* [Data to process]:
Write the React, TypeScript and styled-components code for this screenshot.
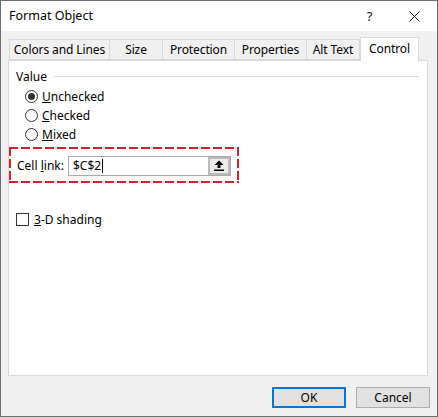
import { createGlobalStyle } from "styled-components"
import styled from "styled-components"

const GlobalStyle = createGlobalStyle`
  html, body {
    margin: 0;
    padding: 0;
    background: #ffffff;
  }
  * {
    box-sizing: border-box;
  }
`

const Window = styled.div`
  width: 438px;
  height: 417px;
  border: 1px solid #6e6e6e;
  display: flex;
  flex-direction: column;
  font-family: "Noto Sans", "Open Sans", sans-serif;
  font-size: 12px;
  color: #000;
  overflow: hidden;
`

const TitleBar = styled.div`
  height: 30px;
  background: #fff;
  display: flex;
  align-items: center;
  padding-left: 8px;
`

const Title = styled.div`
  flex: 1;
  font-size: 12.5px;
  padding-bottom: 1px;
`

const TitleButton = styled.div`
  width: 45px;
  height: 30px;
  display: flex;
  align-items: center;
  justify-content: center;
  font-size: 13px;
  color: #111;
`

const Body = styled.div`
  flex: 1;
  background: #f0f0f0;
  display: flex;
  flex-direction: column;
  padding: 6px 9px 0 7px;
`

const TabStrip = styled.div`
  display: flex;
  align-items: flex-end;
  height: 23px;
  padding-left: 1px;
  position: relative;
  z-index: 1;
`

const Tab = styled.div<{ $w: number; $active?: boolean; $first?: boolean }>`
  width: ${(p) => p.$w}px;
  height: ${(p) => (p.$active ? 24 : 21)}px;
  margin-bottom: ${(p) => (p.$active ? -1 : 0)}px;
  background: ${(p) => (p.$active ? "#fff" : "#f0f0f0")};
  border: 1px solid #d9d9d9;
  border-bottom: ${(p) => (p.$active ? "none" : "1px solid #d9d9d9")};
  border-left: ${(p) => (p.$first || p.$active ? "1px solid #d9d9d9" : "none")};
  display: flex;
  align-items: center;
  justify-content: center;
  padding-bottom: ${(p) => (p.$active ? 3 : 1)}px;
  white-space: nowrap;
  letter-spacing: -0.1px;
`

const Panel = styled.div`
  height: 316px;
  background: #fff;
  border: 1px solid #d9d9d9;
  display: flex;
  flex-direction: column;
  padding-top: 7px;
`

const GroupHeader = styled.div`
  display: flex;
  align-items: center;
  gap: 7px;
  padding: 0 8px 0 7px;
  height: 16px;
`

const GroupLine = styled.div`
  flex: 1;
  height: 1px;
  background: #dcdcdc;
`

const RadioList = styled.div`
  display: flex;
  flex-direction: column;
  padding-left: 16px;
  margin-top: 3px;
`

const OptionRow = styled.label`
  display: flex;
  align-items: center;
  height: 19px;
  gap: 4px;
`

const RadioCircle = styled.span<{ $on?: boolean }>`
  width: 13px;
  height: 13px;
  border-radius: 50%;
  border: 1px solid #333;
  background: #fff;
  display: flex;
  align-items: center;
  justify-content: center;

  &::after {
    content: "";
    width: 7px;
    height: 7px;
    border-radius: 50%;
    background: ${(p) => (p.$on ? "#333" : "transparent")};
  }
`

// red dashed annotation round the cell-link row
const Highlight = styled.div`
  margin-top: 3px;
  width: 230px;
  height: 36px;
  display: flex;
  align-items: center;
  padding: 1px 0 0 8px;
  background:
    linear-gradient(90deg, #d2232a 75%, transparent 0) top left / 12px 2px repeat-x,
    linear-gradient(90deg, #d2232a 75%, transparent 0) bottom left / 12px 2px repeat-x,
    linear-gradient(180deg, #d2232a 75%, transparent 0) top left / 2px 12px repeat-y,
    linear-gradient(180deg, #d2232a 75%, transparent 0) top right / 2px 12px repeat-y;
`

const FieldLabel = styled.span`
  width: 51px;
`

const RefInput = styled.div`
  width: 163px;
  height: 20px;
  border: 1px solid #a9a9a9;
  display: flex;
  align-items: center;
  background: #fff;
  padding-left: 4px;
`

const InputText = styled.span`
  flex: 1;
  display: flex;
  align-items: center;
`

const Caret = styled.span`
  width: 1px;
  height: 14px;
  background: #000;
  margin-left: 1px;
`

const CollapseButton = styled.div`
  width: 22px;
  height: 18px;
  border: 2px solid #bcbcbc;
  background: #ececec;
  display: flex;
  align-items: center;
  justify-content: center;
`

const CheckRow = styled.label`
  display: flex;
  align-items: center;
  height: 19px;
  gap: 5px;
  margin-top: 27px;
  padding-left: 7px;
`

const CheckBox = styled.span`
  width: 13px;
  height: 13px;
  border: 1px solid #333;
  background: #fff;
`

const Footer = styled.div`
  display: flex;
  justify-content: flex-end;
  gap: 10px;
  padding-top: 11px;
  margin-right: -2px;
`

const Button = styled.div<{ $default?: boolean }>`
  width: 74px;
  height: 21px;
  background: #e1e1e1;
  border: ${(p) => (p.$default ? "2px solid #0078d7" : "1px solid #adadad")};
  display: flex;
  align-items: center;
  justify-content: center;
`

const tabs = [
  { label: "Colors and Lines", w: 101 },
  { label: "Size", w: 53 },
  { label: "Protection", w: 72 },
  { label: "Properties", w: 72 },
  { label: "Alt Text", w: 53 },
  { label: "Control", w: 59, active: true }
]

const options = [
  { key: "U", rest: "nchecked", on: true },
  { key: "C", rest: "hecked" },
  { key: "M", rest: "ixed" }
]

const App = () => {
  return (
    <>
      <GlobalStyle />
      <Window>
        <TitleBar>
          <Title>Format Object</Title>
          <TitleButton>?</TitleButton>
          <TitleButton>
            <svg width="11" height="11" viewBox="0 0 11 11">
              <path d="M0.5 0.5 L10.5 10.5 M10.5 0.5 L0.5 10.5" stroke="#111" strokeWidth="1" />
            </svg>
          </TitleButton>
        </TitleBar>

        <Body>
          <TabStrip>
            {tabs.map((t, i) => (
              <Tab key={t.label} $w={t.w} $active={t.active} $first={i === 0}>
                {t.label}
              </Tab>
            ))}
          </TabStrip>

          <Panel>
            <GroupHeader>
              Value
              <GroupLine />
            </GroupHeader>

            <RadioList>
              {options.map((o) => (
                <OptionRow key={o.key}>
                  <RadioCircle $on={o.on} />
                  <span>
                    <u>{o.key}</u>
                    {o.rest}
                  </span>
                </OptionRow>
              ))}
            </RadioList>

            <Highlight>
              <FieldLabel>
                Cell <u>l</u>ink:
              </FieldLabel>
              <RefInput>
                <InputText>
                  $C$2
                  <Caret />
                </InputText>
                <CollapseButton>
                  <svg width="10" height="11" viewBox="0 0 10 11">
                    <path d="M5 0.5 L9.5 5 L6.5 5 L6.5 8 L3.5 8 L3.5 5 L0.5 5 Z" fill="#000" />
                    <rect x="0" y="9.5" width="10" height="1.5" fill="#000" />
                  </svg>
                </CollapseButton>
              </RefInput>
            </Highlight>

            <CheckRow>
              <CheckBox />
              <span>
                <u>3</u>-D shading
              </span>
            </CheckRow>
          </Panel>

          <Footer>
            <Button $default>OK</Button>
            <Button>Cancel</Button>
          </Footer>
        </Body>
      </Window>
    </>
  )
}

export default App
* * *
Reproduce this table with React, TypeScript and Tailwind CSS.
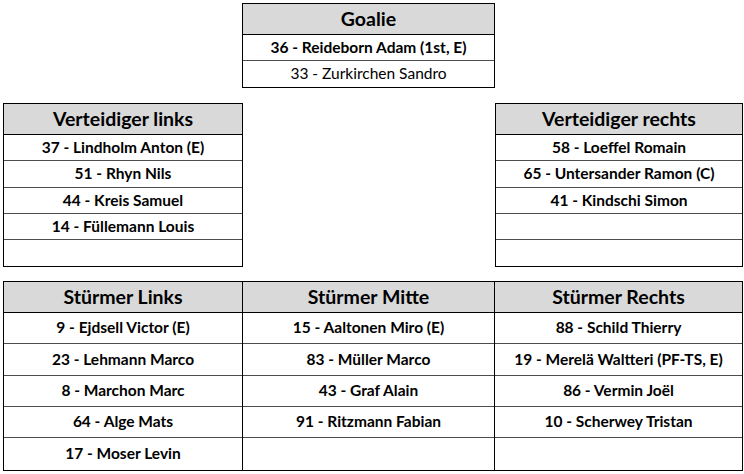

* [Job]: Say the number of lines in the listing that hold "TypeScript", with no added words.

* [Worked answer]: 2